The model’s native tool-use capabilities make it particularly effective for multi-step catalog exploration tasks.

Use Case: Security Risk Assessment

The IBM Community article by Paul Llamas Virgen demonstrates a compelling real-world scenario:

  1. Challenge: Security teams lack a consolidated view of data risks across ingested datasets. Sensitive data may be poorly classified or not identified at all.

  2. MCP-Enabled Solution:

    • The LLM scans all catalog metadata through MCP tools

    • It identifies datasets that may contain sensitive information (PII, financial data, credentials)

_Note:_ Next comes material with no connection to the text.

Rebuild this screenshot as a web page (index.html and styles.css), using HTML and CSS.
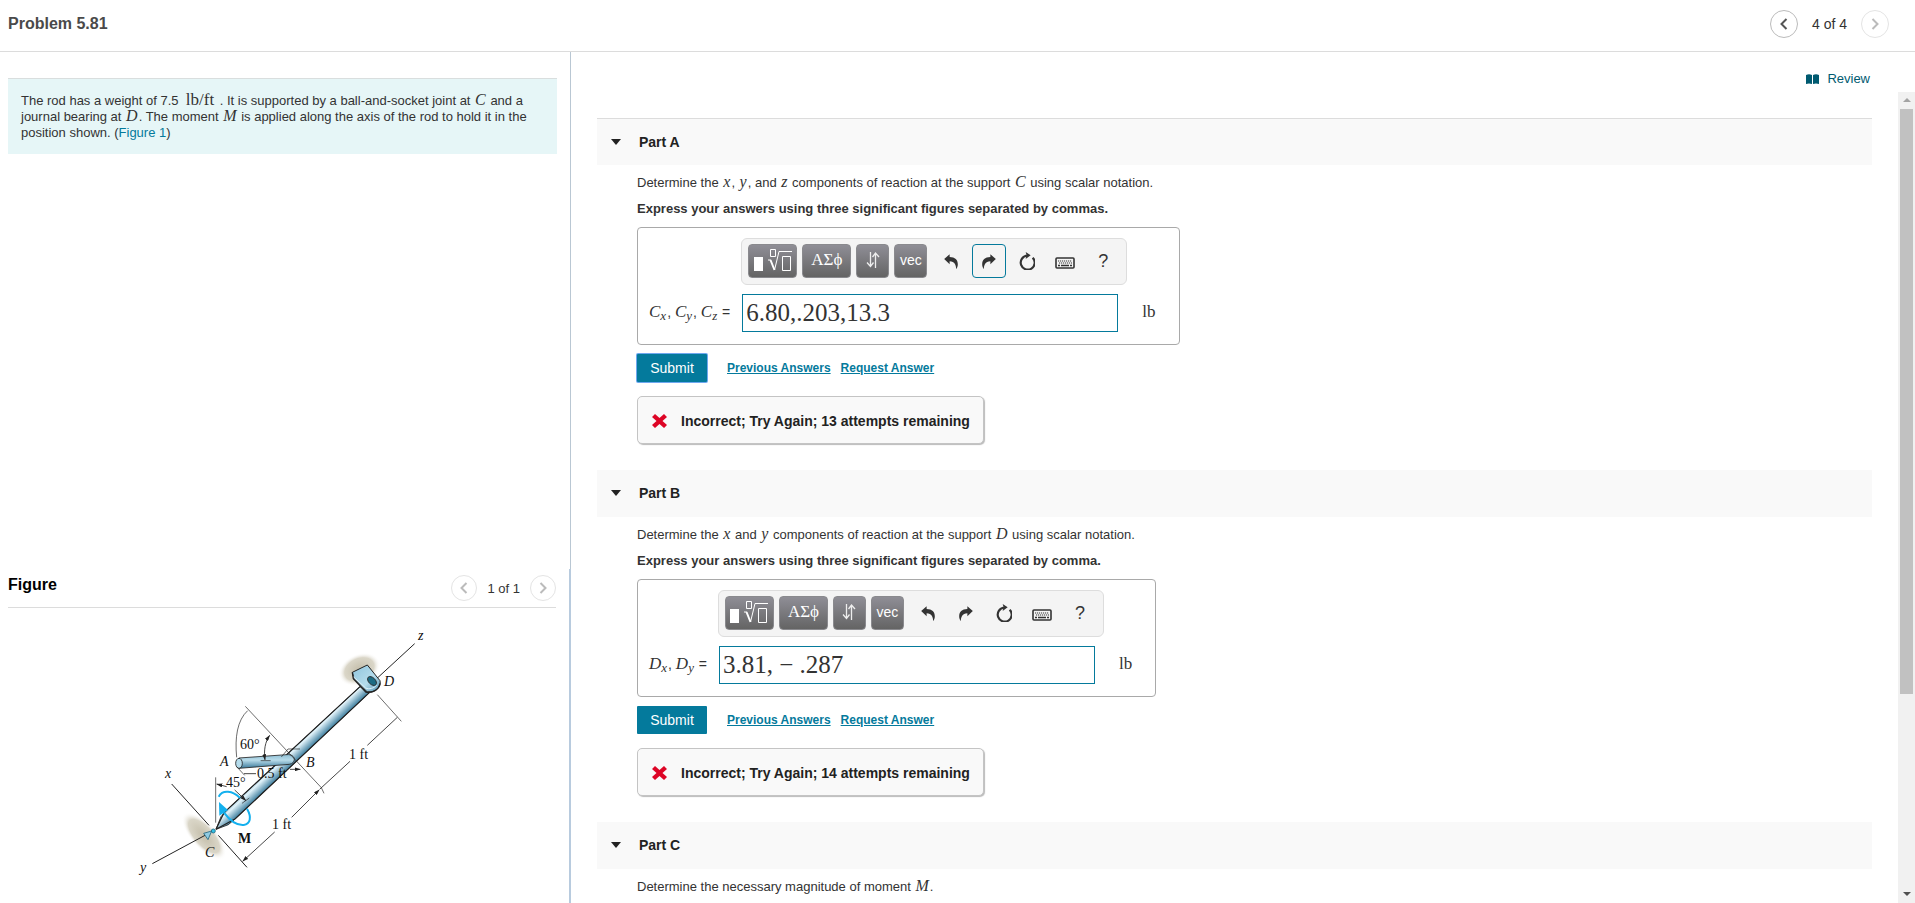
FILE: index.html
```html
<!DOCTYPE html>
<html lang="en">
<head>
<meta charset="utf-8">
<title>Problem 5.81</title>
<link rel="stylesheet" href="styles.css">
</head>
<body>
<svg class="sprite" aria-hidden="true">
  <symbol id="i-left" viewBox="0 0 8 12"><path d="M6.5 1 1.5 6l5 5" fill="none" stroke="currentColor" stroke-width="2"/></symbol>
  <symbol id="i-right" viewBox="0 0 8 12"><path d="M1.5 1l5 5-5 5" fill="none" stroke="currentColor" stroke-width="2"/></symbol>
  <symbol id="i-undo" viewBox="0 0 40 44"><path d="M0 15 16 1v8c16 0 24 9 24 21 0 6-2 11-5 14 0-12-4-22-19-23v9z" fill="currentColor"/></symbol>
  <symbol id="i-redo" viewBox="0 0 40 44"><path d="M40 15 24 1v8C8 9 0 18 0 30c0 6 2 11 5 14 0-12 4-22 19-23v9z" fill="currentColor"/></symbol>
  <symbol id="i-reset" viewBox="0 0 48 54"><path d="M41 17a21 21 0 1 1-17-6" fill="none" stroke="currentColor" stroke-width="6.5"/><path d="M20 0l15 10-15 11 3-11z" fill="currentColor"/></symbol>
  <symbol id="i-keys" viewBox="0 0 20 12"><rect x="1" y="1" width="18" height="10" rx="1" fill="none" stroke="currentColor" stroke-width="1.600"/><path d="M3 4h14M4 6h13" stroke="currentColor" stroke-width="1.200" stroke-dasharray="1.200 .8"/><path d="M3 8.500h2M6 8.500h8M15 8.500h2" stroke="currentColor" stroke-width="1.500"/></symbol>
  <symbol id="i-root" viewBox="0 0 38 24"><path d="M0 9h9v14H0z" fill="#fff"/><g fill="none" stroke="#fff"><path d="M16.500 1.500h5v7h-5zM28.500 8.500h8v14h-8z"/><path d="M14 12l3 0M25 3.500h13"/><path d="M16.500 12l4 10" stroke-width="2"/><path d="M20.500 22l4.500-18.500"/></g></symbol>
  <symbol id="i-swap" viewBox="0 0 14 18"><path d="M4.500 1v14M1 11.500l3.500 4 3-4M9.500 17V2M6.500 6l3-4 3.500 4" fill="none" stroke="#eee" stroke-width="1.300"/></symbol>
  <symbol id="i-cross" viewBox="0 0 15 14"><path d="M3 0l4.500 4L12 0l3 3-4.500 4 4.500 4-3 3-4.500-4L3 14l-3-3 4.500-4L0 3z" fill="#dd0526"/></symbol>
</svg>

<header class="topbar">
  <h1 class="topbar-title">Problem 5.81</h1>
  <nav class="pager">
    <button class="round" aria-label="Previous"><svg width="8" height="12"><use href="#i-left"/></svg></button>
    <span>4 of 4</span>
    <button class="round off" aria-label="Next"><svg width="8" height="12"><use href="#i-right"/></svg></button>
  </nav>
</header>

<main class="layout">
  <aside class="side">
    <section class="prompt-pane">
      <p class="prompt">The rod has a weight of 7.5 &nbsp;<span class="unit-inline">lb/ft</span>&nbsp;. It is supported by a ball-and-socket joint at <i class="m">C</i> and a journal bearing at <i class="m">D</i>. The moment <i class="m">M</i> is applied along the axis of the rod to hold it in the position shown. (<a href="#figure">Figure 1</a>)</p>
    </section>
    <section class="figure-pane" id="figure">
      <div class="figure-head">
        <h2>Figure</h2>
        <nav class="pager small">
          <button class="round off" aria-label="Previous figure"><svg width="8" height="12"><use href="#i-left"/></svg></button>
          <span>1 of 1</span>
          <button class="round off" aria-label="Next figure"><svg width="8" height="12"><use href="#i-right"/></svg></button>
        </nav>
      </div>
      <svg class="diagram" width="320" height="260" viewBox="0 0 320 260" role="img" aria-label="Rod supported at C and D">
        <defs>
          <linearGradient id="rod" gradientUnits="userSpaceOnUse" x1="500" y1="385" x2="533" y2="420"><stop offset="0" stop-color="#5d9cba"/><stop offset=".4" stop-color="#e2f3fa"/><stop offset="1" stop-color="#3f7f9f"/></linearGradient>
          <linearGradient id="arm" x1="0" y1="0" x2="0" y2="1"><stop offset="0" stop-color="#8fc0d6"/><stop offset=".4" stop-color="#b9dcea"/><stop offset="1" stop-color="#39799a"/></linearGradient>
          <linearGradient id="lug" x1="0" y1="0" x2="1" y2="1"><stop offset="0" stop-color="#8fc4dc"/><stop offset=".6" stop-color="#b5dcec"/><stop offset="1" stop-color="#4e8fae"/></linearGradient>
          <radialGradient id="shade"><stop offset="0" stop-color="#c4beaa"/><stop offset=".7" stop-color="#dad6c8"/><stop offset="1" stop-color="#fff" stop-opacity="0"/></radialGradient>
          <marker id="tip" viewBox="0 0 18 12" refX="17" refY="6" markerWidth="18" markerHeight="12" markerUnits="userSpaceOnUse" orient="auto-start-reverse"><path d="M0 0l18 6-18 6z" fill="#222"/></marker>
        </defs>
        <g transform="scale(.33333)" fill="none" stroke="#222" stroke-width="2.500">
          <ellipse cx="718" cy="148" rx="66" ry="46" transform="rotate(-25 718 148)" fill="url(#shade)" stroke="none"/>
          <ellipse cx="252" cy="648" rx="90" ry="38" transform="rotate(48 252 648)" fill="url(#shade)" stroke="none"/>
          <path d="M155 492l112 124M97 731l160-86M770 176L884 71" stroke-width="3"/>
          <path d="M295 646l86 96" stroke-width="3"/>
          <path d="M720 200L325 566 303 590 288 628 325 614 345 597 748 218z" fill="url(#rod)"/>
          <path d="M720 200L312 578 288 628M748 218L345 597l-57 31" stroke-width="3.500"/>
          <path d="M697 157l45-22 38 47c5 20-14 36-38 34l-40-40z" fill="url(#lug)" stroke-width="3"/>
          <path d="M697 157l3 19 37 40c18 3 39-4 43-26" stroke-width="4"/>
          <path d="M701 171l36 33c10 5 25 1 33-8" stroke="#ddf0f8" stroke-width="3"/>
          <ellipse cx="756" cy="183" rx="16" ry="10" transform="rotate(45 756 183)" fill="#1d6b83"/>
          <path d="M357 414l143-10c28-3 30 26 8 29l-151 12z" fill="url(#arm)"/>
          <ellipse cx="357" cy="430" rx="10" ry="15" fill="#b5dcec"/>
          <path d="M376 259l228 244 8 17M350 412c-6-60 2-112 33-140M484 411l20-24h36M772 224l72 80" stroke-width="2"/>
          <path d="M435 420c-4-28 0-54 14-74" marker-start="url(#tip)" marker-end="url(#tip)"/>
          <path d="M422 422h30M287 608V472M350 440l24 26" stroke-width="2"/>
          <path d="M408 461h-36M510 448h31" marker-end="url(#tip)"/>
          <path d="M290 492l30 8" marker-start="url(#tip)"/>
          <path d="M344 510l34 32" marker-end="url(#tip)"/>
          <path d="M366 550l22-16" stroke-width="2"/>
          <path d="M742 376l90-84M515 592l83-83" marker-end="url(#tip)"/>
          <path d="M690 424l-90 83M464 636l-96 88" marker-end="url(#tip)"/>
          <path d="M296 530c12-22 42-18 64 4M381 566c15 26 10 46-10 49-24 2-42-14-59-37" stroke="#14b0ee" stroke-width="6"/>
          <path d="M297 546l27 24-26 17z" fill="#14b0ee" stroke="none"/>
          <path d="M251 640l24-7-11 26z" fill="#8fcbe2" stroke="#26677f"/><circle cx="280" cy="633" r="6" fill="#31c0e4" stroke="#26677f"/>
        </g>
        <g class="dia-text">
          <g class="dia-var"><text x="298" y="20">z</text><text x="264" y="66">D</text><text x="100" y="146">A</text><text x="186" y="147">B</text><text x="45" y="158">x</text><text x="85" y="237">C</text><text x="20" y="252">y</text></g>
          <text x="120" y="129">60°</text><text x="106" y="167">45°</text><text x="137" y="158">0.5 ft</text><text x="229" y="139">1 ft</text><text x="152" y="209">1 ft</text><text x="118" y="223" class="dia-bold">M</text>
        </g>
      </svg>
    </section>
  </aside>

  <section class="work">
    <div class="review-row"><a class="review" href="#review"><svg width="13" height="10" viewBox="0 0 13 10" aria-hidden="true"><path d="M0 1q3-1.500 6 0v9q-3-1-6 0zM7 1q3-1.500 6 0v9q-3-1-6 0z" fill="#005a70"/></svg>Review</a></div>
    <div class="scroll-area">
      <div class="parts">
        <article class="part">
          <h2 class="part-head">Part A</h2>
          <div class="part-body">
            <p class="ask">Determine the <i class="m">x</i>, <i class="m">y</i>, and <i class="m">z</i> components of reaction at the support <i class="m">C</i> using scalar notation.</p>
            <p class="ask strong">Express your answers using three significant figures separated by commas.</p>
            <div class="answer">
              <div class="tools">
                <div class="tool-group">
                  <button class="dark wide" aria-label="Templates"><svg width="38" height="24"><use href="#i-root"/></svg></button>
                  <button class="dark wide greek">ΑΣϕ</button>
                  <button class="dark" aria-label="Arrows"><svg width="14" height="18"><use href="#i-swap"/></svg></button>
                  <button class="dark">vec</button>
                </div>
                <div class="tool-group plain-group">
                  <button class="plain" aria-label="Undo"><svg width="14" height="15"><use href="#i-undo"/></svg></button>
                  <button class="plain current" aria-label="Redo"><svg width="14" height="15"><use href="#i-redo"/></svg></button>
                  <button class="plain" aria-label="Reset"><svg width="16" height="18"><use href="#i-reset"/></svg></button>
                  <button class="plain low" aria-label="Keyboard"><svg width="20" height="12"><use href="#i-keys"/></svg></button>
                  <button class="plain">?</button>
                </div>
              </div>
              <label class="vars" for="ans-a"><i>C<sub>x</sub></i>, <i>C<sub>y</sub></i>, <i>C<sub>z</sub></i> =</label>
              <input class="field" id="ans-a" type="text" value="6.80,.203,13.3">
              <span class="unit">lb</span>
            </div>
            <div class="actions"><button class="submit focused">Submit</button><a href="#prev-a">Previous Answers</a><a href="#req-a">Request Answer</a></div>
            <div class="feedback"><svg width="15" height="14" aria-hidden="true"><use href="#i-cross"/></svg>Incorrect; Try Again; 13 attempts remaining</div>
          </div>
        </article>
        <article class="part">
          <h2 class="part-head">Part B</h2>
          <div class="part-body">
            <p class="ask">Determine the <i class="m">x</i> and <i class="m">y</i> components of reaction at the support <i class="m">D</i> using scalar notation.</p>
            <p class="ask strong">Express your answers using three significant figures separated by comma.</p>
            <div class="answer">
              <div class="tools">
                <div class="tool-group">
                  <button class="dark wide" aria-label="Templates"><svg width="38" height="24"><use href="#i-root"/></svg></button>
                  <button class="dark wide greek">ΑΣϕ</button>
                  <button class="dark" aria-label="Arrows"><svg width="14" height="18"><use href="#i-swap"/></svg></button>
                  <button class="dark">vec</button>
                </div>
                <div class="tool-group plain-group">
                  <button class="plain" aria-label="Undo"><svg width="14" height="15"><use href="#i-undo"/></svg></button>
                  <button class="plain" aria-label="Redo"><svg width="14" height="15"><use href="#i-redo"/></svg></button>
                  <button class="plain" aria-label="Reset"><svg width="16" height="18"><use href="#i-reset"/></svg></button>
                  <button class="plain low" aria-label="Keyboard"><svg width="20" height="12"><use href="#i-keys"/></svg></button>
                  <button class="plain">?</button>
                </div>
              </div>
              <label class="vars" for="ans-b"><i>D<sub>x</sub></i>, <i>D<sub>y</sub></i> =</label>
              <input class="field" id="ans-b" type="text" value="3.81, − .287">
              <span class="unit">lb</span>
            </div>
            <div class="actions"><button class="submit">Submit</button><a href="#prev-b">Previous Answers</a><a href="#req-b">Request Answer</a></div>
            <div class="feedback"><svg width="15" height="14" aria-hidden="true"><use href="#i-cross"/></svg>Incorrect; Try Again; 14 attempts remaining</div>
          </div>
        </article>
        <article class="part">
          <h2 class="part-head">Part C</h2>
          <div class="part-body">
            <p class="ask">Determine the necessary magnitude of moment <i class="m">M</i>.</p>
          </div>
        </article>
      </div>
      <div class="bar" aria-hidden="true"><span class="bar-up"></span><span class="bar-thumb"></span><span class="bar-down"></span></div>
    </div>
  </section>
</main>
</body>
</html>
```
FILE: styles.css
```css
* { box-sizing: border-box; }
body {
  margin: 0;
  height: 100vh;
  display: flex;
  flex-direction: column;
  overflow: hidden;
  background: #fff;
  color: #333;
  font: 13px/16px "Liberation Sans", Arial, sans-serif;
}
h1, h2, p { margin: 0; }
button { font-family: inherit; padding: 0; cursor: pointer; }
a { color: #047a9c; text-decoration: none; }
.sprite { display: none; }

.topbar {
  height: 52px;
  flex: none;
  display: flex;
  justify-content: space-between;
  align-items: flex-start;
  padding: 10px 26px 0 8px;
  border-bottom: 1px solid #dcdcdc;
}
.topbar-title { font-size: 16px; line-height: 28px; color: #4a4a4a; }
.pager { display: flex; align-items: center; gap: 14px; font-size: 14px; line-height: 28px; color: #333; }
.round {
  width: 28px;
  height: 28px;
  display: flex;
  align-items: center;
  justify-content: center;
  border: 1px solid #bbb;
  border-radius: 50%;
  background: #fff;
  color: #555;
}
.round.off { border-color: #e4e4e4; color: #bbb; }
.small { gap: 10px; font-size: 13px; }
.small span { padding-top: 2px; }
.small .round { width: 26px; height: 26px; }

.layout { flex: 1; min-height: 0; display: flex; }
.side { width: 571px; flex: none; display: flex; flex-direction: column; }
.prompt-pane { flex: 1; padding: 26px 13px 0 8px; border-right: 1px solid #b9c7d3; }
.prompt { padding: 14px 20px 13px 13px; background: #e6f6f7; border-top: 1px solid #d9dede; }
.m { font: italic 16px/14px "Liberation Serif", "Times New Roman", serif; padding: 0 1px; }
.unit-inline { font: 17px/14px "Liberation Serif", "Times New Roman", serif; padding-right: 2px; }
.figure-pane { height: 334px; padding: 5px 13px 0 8px; border-right: 2px solid #b8cbde; }
.figure-head { display: flex; justify-content: space-between; height: 34px; border-bottom: 1px solid #dcdcdc; }
.figure-head h2 { font-size: 16px; line-height: 22px; color: #000; }
.figure-head .pager { height: 28px; }
.diagram { display: block; margin: 12px 0 0 112px; }
.dia-text { font: 14px "Liberation Serif", "Times New Roman", serif; fill: #111; }
.dia-var { font-style: italic; }
.dia-bold { font-weight: bold; }

.work { flex: 1; min-width: 0; display: flex; flex-direction: column; }
.review-row { height: 40px; flex: none; display: flex; justify-content: flex-end; padding: 19px 45px 0 0; }
.review { display: flex; align-items: center; gap: 8px; height: 16px; font-size: 13px; color: #005a70; }
.scroll-area { flex: 1; min-height: 0; display: flex; overflow: hidden; }
.parts { flex: 1; padding: 26px 26px 0 26px; }
.bar {
  width: 17px;
  display: flex;
  flex-direction: column;
  align-items: center;
  background: #f1f1f1;
}
.bar-up, .bar-down { width: 0; border: 4px solid transparent; }
.bar-up { margin: 2px 0 7px; border-bottom-color: #a3a3a3; }
.bar-thumb { width: 13px; height: 585px; background: #c1c1c1; }
.bar-down { margin: auto 0 3px; border-top-color: #505050; }

.part-head {
  display: flex;
  align-items: center;
  gap: 18px;
  height: 47px;
  padding: 0 0 1px 14px;
  background: #f9f9f9;
  color: #222;
  font-size: 14px;
}
.part-head::before { content: ""; border: 5px solid transparent; border-top: 6px solid #222; border-bottom: 0; }
.part:first-child .part-head { border-top: 1px solid #dcdcdc; padding-bottom: 0; }
.part-body { height: 305px; padding: 9px 0 0 40px; }
.ask { line-height: 18px; margin-bottom: 8px; }
.strong { font-weight: bold; margin-bottom: 9px; }

.answer {
  display: inline-grid;
  grid-template-columns: auto auto auto;
  align-items: center;
  row-gap: 9px;
  padding: 10px 23px 12px 11px;
  border: 1px solid #a9a9a9;
  border-radius: 4px;
  vertical-align: top;
}
.tools {
  grid-column: 2;
  display: flex;
  align-items: center;
  gap: 7px;
  width: 386px;
  height: 47px;
  padding: 0 0 1px 6px;
  border: 1px solid #ddd;
  border-radius: 6px;
  background: #f4f4f4;
}
.tool-group { display: flex; gap: 5px; }
.plain-group { gap: 4px; }
.dark, .plain { display: flex; align-items: center; justify-content: center; height: 34px; border-radius: 4px; }
.dark {
  width: 33px;
  padding-bottom: 2px;
  border: 1px solid #8a8a8e;
  background: linear-gradient(#8f8e96, #646464);
  color: #fff;
  font-size: 14px;
}
.wide { width: 49px; }
.greek { font: 17px "Liberation Serif", "Times New Roman", serif; }
.plain { width: 34px; border: 1px solid transparent; background: none; color: #333; font-size: 18px; }
.low { padding-top: 4px; }
.current { border-color: #047a9c; }
.vars {
  grid-column: 1;
  padding: 0 11px 2px 0;
  font-size: 14px;
  line-height: 20px;
}
.vars i { font: italic 17px/16px "Liberation Serif", "Times New Roman", serif; padding-right: 1px; }
.vars sub { font-size: 13px; line-height: 0; vertical-align: -3px; }
.field {
  width: 376px;
  height: 38px;
  margin-left: 1px;
  padding: 0 3px;
  border: 1px solid #047a9c;
  background: #fff;
  color: #333;
  font: 25px "Liberation Serif", "Times New Roman", serif;
}
.unit { font: 17px "Liberation Serif", "Times New Roman", serif; padding: 0 0 2px 15px; }

.actions { display: flex; align-items: flex-start; gap: 10px; height: 51px; padding-top: 9px; }
.actions a { font-size: 12px; font-weight: bold; text-decoration: underline; line-height: 28px; }
.submit {
  width: 70px;
  height: 28px;
  margin-right: 10px;
  border: 0;
  border-radius: 1px;
  background: #047a9c;
  color: #fff;
  font-size: 14px;
}
.focused { box-shadow: 0 0 0 1px #6fa8f0; }
.feedback {
  display: inline-flex;
  align-items: center;
  gap: 14px;
  height: 48px;
  padding: 1px 13px 0 14px;
  border: 1px solid #c4c4c4;
  border-radius: 5px;
  background: #f9f9f9;
  box-shadow: 1px 1px 1px #bbb;
  color: #222;
  font-size: 14px;
  font-weight: bold;
}
```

    • It recommends classification tags based on observed patterns

    • Tags are applied programmatically across all matching assets

    • A security posture dashboard is generated summarizing the findings

  3. Result: What previously required days of manual SQL queries and spreadsheet analysis is accomplished through a conversational interaction in minutes.

Key Takeaways

  • MCP transforms storage into an AI-native resource — data catalogs become conversational, not transactional

  • IBM DCS speaks the language of AI agents — the MCP Server exposes catalog capabilities as tools that any compatible LLM can invoke

  • Enterprise tagging becomes intelligent — automated classification at scale replaces manual, inconsistent tagging

  • OpenShift Lightspeed keeps it on-cluster — no external LLM clients needed; workshop attendees use the same console they already know

Connection to Workshop Themes

This module bridges the operational storage foundations you built in earlier modules with the AI-native future explored in Module 5:

Earlier Module Connection to Data Cataloging

Module 1: Storage Architecture

DCS catalogs and classifies data across the same Ceph-based storage classes you provisioned

Module 3: Data Protection

Backup policies can be informed by catalog metadata — protect sensitive data first

Module 5: The 4.20+ Horizon

Content-Aware Storage (CAS) builds on DCS metadata for intelligent data tiering in AI pipelines

References

Facilitator Notes: This module has two paths. If Fusion 2.12+ and OLS are deployed, walk through the hands-on exercises — the security risk assessment demo is the most impactful. If prerequisites are not met, use the conceptual walkthrough and emphasize how MCP changes the data governance paradigm. Either way, tie the DCS capabilities back to Module 1 (storage architecture) and forward to Module 5 (AI-native operations with CAS and GIE).